Emory School of Medicine establishes academy to help disadvantaged students, Atlanta community
By Catherine Morrow | Woodruff Health Sciences Center | Oct. 19, 2018
Emory University School of Medicine has received a five-year, $3.25 million grant from the Health Resources and Services Administration (HRSA) to establish a National HCOP Academy, which will provide educational opportunities for disadvantaged high-school students interested in pursuing health careers.
The National Health Careers Opportunity Program (HCOP) at Emory is a collaborative partnership among Emory University School of Medicine, Laney Graduate School, Atlanta Metropolitan State College, Atlanta AHEC and the Urban Health Initiative.
The HCOP Academy will be administered by Yolanda Hood, PhD, director of Emory School of Medicine’s Multicultural Medical Student Affairs and J. William Eley, MD, MPH, executive associate dean for medical education and student affairs.
Hood says the program provides a multitude of educational opportunities for deserving students.
“Activities through the National HCOP Academy at Emory will heighten access to educational opportunities for disadvantaged students by providing mentors, college readiness education, health profession exposure and scholarships,” says Hood.
“Programs like this enhance access to educational opportunities for students. This effort also provides a valuable means for Emory students, faculty and staff to contribute to the Atlanta community.”
The grant will serve as an expansion of the current HCOP-funded Emory Pipeline Collaborative (EPIC) and MedPREP programs. This recent expansion will greatly increase the number of disadvantaged students able to participate, and will expand to include non-traditional students, including veterans, and already-admitted undergraduate students.

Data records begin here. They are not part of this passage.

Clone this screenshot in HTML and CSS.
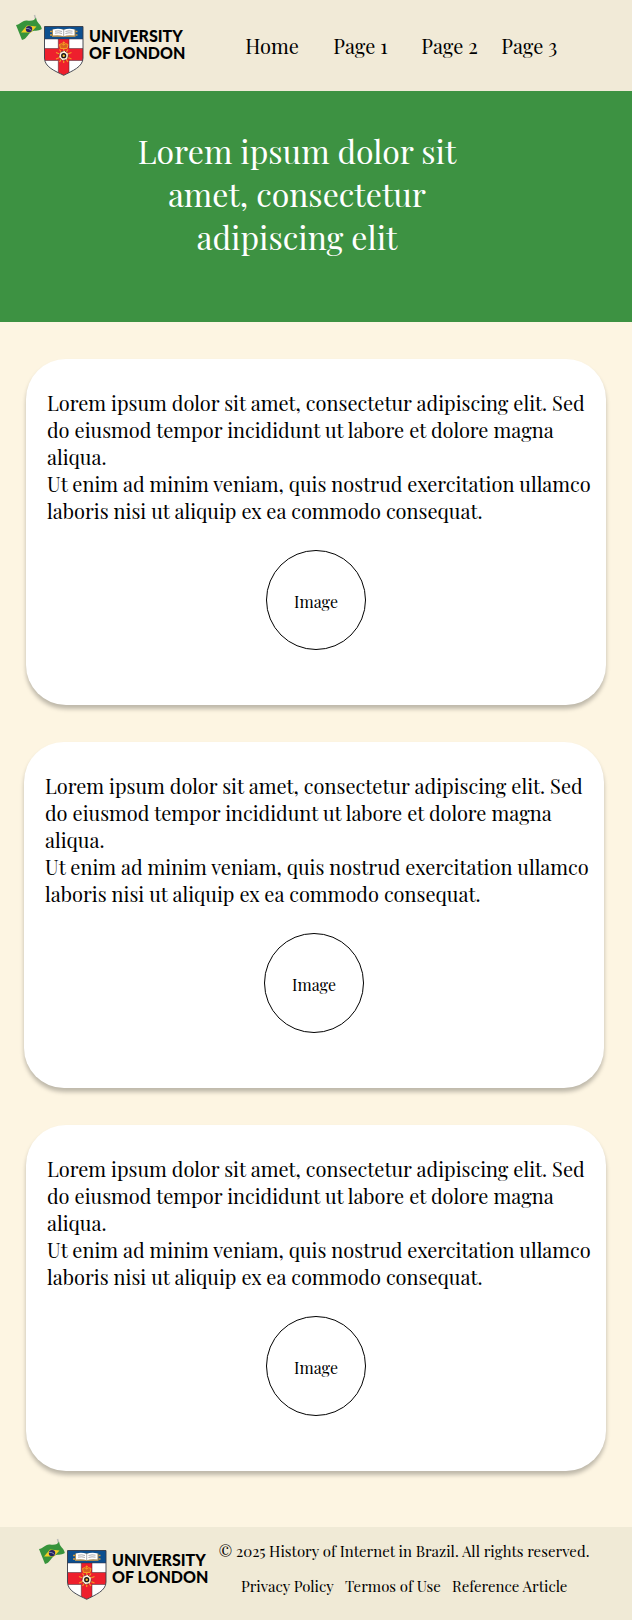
FILE: index.html
```html
<!DOCTYPE html>
<html lang="en">
<head>
<meta charset="utf-8">
<meta name="viewport" content="width=device-width, initial-scale=1">
<title>History of Internet in Brazil</title>
<link rel="stylesheet" href="styles.css">
</head>
<body>
<svg class="sprite" aria-hidden="true">
  <symbol id="crest" viewBox="0 0 68 62">
    <path d="M18.500 1 19.800 6" stroke="#bdbdb8" stroke-width="1.500" fill="none"/>
    <path d="M0 11C4 11 6 6 11 6.500 16 7.500 19 6 20 3.500 20.500 9 25 10 25.800 15 22 18 18 15 14 19 11 22 10 25 6 26Z" fill="#37943b"/>
    <path d="M5 18.500 11 11.500 20.500 12.500 15 18.500Z" fill="#f3cf25"/>
    <circle cx="13" cy="15.100" r="3.200" fill="#242263"/>
    <path d="M10 14.400Q13 13.800 15.500 16.400" stroke="#aeb4cf" stroke-width=".7" fill="none"/>
    <path d="M28.500 12.500H67V44C67 53 56 57 47.700 61.300 39 57 28.500 53 28.500 44Z" fill="#fff"/>
    <path d="M28.500 12.500H67V25H28.500Z" fill="#0c4f8f"/>
    <path d="M42.300 25H53V58.500L47.700 61.300 42.300 58.500Z" fill="#ee1f2d"/>
    <path d="M28.500 34.500H67V44L66.500 46.500H29L28.500 44Z" fill="#ee1f2d"/>
    <path d="M28.500 25H67M28.500 34.500H42.300M53 34.500H67M29 46.500H42.300M53 46.500H66.500M42.300 25V34.500M53 25V34.500M42.300 46.500V58.500M53 46.500V58.500" stroke="#3d2a35" stroke-width=".5" fill="none"/>
    <path d="M28.500 12.500H67V44C67 53 56 57 47.700 61.300 39 57 28.500 53 28.500 44Z" fill="none" stroke="#353a45" stroke-width=".9"/>
    <path d="M34 17.500H36M59.500 17.500H61.500M34 21H36M59.500 21H61.500" stroke="#d29b3d" stroke-width="1.500"/>
    <path d="M36 15.500H59.500V23H36Z" fill="#a98b52"/>
    <path d="M37 15.500Q43 14 47.700 16 52.500 14 58.500 15.500V21.500Q52 20.500 47.700 22.300 43.500 20.500 37 21.500Z" fill="#fff"/>
    <path d="M47.700 16V22.300M39 17.200Q43 16.300 46 17.500M39 19.200Q43 18.300 46 19.500M49.500 17.500Q53 16.300 56.500 17.200M49.500 19.500Q53 18.300 56.500 19.200" stroke="#77777c" stroke-width=".6" fill="none"/>
    <path d="M44.500 34.500 43.500 30.500Q46 28.500 47.700 31 49.500 28.500 52 30.500L51 34.500ZM47.700 27.500V31M46.500 28.700H49" stroke="#f5a623" stroke-width=".9" fill="#d9601f"/>
    <path d="M47.700 35V49M40 38.500 55.500 45M40 45 55.500 38.500M43.500 35.500 52 48M52 35.500 43.500 48" stroke="#f59a23" stroke-width="1.200"/>
    <circle cx="47.700" cy="41.700" r="4.600" fill="#fff2df" stroke="#5b2a22" stroke-width=".8" stroke-dasharray="3 1.500"/>
    <circle cx="47.700" cy="41.700" r="2.600" fill="#17151a"/>
    <circle cx="47.700" cy="41.700" r="1.200" fill="#f2c136"/>
  </symbol>
</svg>

<header class="header">
  <a class="brand" href="#">
    <svg class="brand-mark" aria-hidden="true"><use href="#crest"/></svg>
    <span class="brand-name">UNIVERSITY<br>OF LONDON</span>
  </a>
  <nav class="nav" aria-label="Main">
    <a href="#">Home</a>
    <a href="#">Page 1</a>
    <a href="#">Page 2</a>
    <a href="#">Page 3</a>
  </nav>
</header>

<section class="hero">
  <h1 class="hero-title">Lorem ipsum dolor sit amet, consectetur adipiscing elit</h1>
</section>

<main class="cards">
  <article class="card">
    <p>Lorem ipsum dolor sit amet, consectetur adipiscing elit. Sed do eiusmod tempor incididunt ut labore et dolore magna aliqua.</p>
    <p>Ut enim ad minim veniam, quis nostrud exercitation ullamco laboris nisi ut aliquip ex ea commodo consequat.</p>
    <div class="placeholder">Image</div>
  </article>
  <article class="card card-shifted">
    <p>Lorem ipsum dolor sit amet, consectetur adipiscing elit. Sed do eiusmod tempor incididunt ut labore et dolore magna aliqua.</p>
    <p>Ut enim ad minim veniam, quis nostrud exercitation ullamco laboris nisi ut aliquip ex ea commodo consequat.</p>
    <div class="placeholder">Image</div>
  </article>
  <article class="card">
    <p>Lorem ipsum dolor sit amet, consectetur adipiscing elit. Sed do eiusmod tempor incididunt ut labore et dolore magna aliqua.</p>
    <p>Ut enim ad minim veniam, quis nostrud exercitation ullamco laboris nisi ut aliquip ex ea commodo consequat.</p>
    <div class="placeholder">Image</div>
  </article>
</main>

<footer class="footer">
  <a class="brand" href="#">
    <svg class="brand-mark" aria-hidden="true"><use href="#crest"/></svg>
    <span class="brand-name">UNIVERSITY<br>OF LONDON</span>
  </a>
  <div class="legal">
    <p>© 2025 History of Internet in Brazil. All rights reserved.</p>
    <nav class="legal-links" aria-label="Legal">
      <a href="#">Privacy Policy</a>
      <a href="#">Termos of Use</a>
      <a href="#">Reference Article</a>
    </nav>
  </div>
</footer>
</body>
</html>
```
FILE: styles.css
```css
* {
  box-sizing: border-box;
}

body {
  margin: 0;
  background: #fdf5e2;
  color: #000;
  font-family: "Playfair Display", "Liberation Serif", serif;
  font-size: 20px;
  line-height: 27px;
}

p,
h1 {
  margin: 0;
  font-weight: 400;
}

a {
  color: inherit;
  text-decoration: none;
}

.sprite {
  display: none;
}

.header {
  display: flex;
  align-items: flex-start;
  gap: 60px;
  padding: 14px 16px 15px;
  background: #f1ead7;
}

.brand {
  display: flex;
  flex: none;
  gap: 5px;
}

.brand-mark {
  width: 68px;
  height: 62px;
}

.brand-name {
  padding-top: 13px;
  font-family: Lato, sans-serif;
  font-size: 16px;
  font-weight: 900;
  line-height: 17px;
  white-space: nowrap;
}

.nav {
  display: grid;
  grid-template-columns: 88px 88px 80px auto;
  padding-top: 18px;
  white-space: nowrap;
}

.hero {
  padding: 38px 38px 64px 0;
  background: #3d9242;
  color: #fff;
}

.hero-title {
  max-width: 340px;
  margin: 0 auto;
  font-size: 32px;
  line-height: 43px;
  text-align: center;
}

.cards {
  display: grid;
  gap: 37px;
  padding: 37px 26px 56px;
}

.card {
  padding: 30px 8px 55px 21px;
  border-radius: 40px;
  background: #fff;
  box-shadow: 0 4px 4px rgba(0, 0, 0, 0.25);
}

.card-shifted {
  margin: 0 2px 0 -2px;
}

.placeholder {
  display: grid;
  place-items: center;
  width: 100px;
  height: 100px;
  margin: 26px auto 0 219px;
  padding-top: 3px;
  border: 1px solid #000;
  border-radius: 50%;
  font-size: 16px;
}

.footer {
  display: flex;
  align-items: flex-start;
  gap: 10px;
  padding: 11px 42px 20px 39px;
  background: #f0ead6;
}

.legal {
  display: grid;
  flex: 1;
  gap: 8px;
  font-size: 15px;
  text-align: center;
  white-space: nowrap;
}

.legal-links {
  display: flex;
  justify-content: center;
  gap: 11px;
}
```
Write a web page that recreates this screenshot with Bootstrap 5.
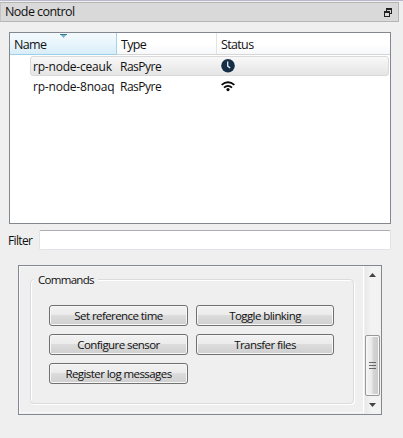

According to Hood, the Pipeline Program originally began with less than 25 students from South Atlanta High School. Since 2015, over 75 students per year from five Atlanta High Schools have participated in EPIC. The new funding, in collaboration with already-established EPIC and MedPREP programs, has the potential to help 300 students over the five-year funding period.
HRSA Administrator Mary K. Wakefield, PhD, RN, explains the importance of such grants given to eligible schools and programs.
“These awards will play a key role in addressing health care disparities and increasing the diversity of the health professions,” says Wakefield.
“They will give students from disadvantaged backgrounds the support they need to enter the health professions, and help ensure the make-up of the health workforce better reflects our diverse population.”
In addition to providing core academic courses, study skills workshops and parental and near-peer support, the grant will also deliver innovative learning techniques, such as simulated clinical experiences and primary care exposure for all participants.
“This enhanced model will build on Emory’s distinctive qualities, including its emphasis on research training as well as a noted focus on care of the underserved,” says Hood.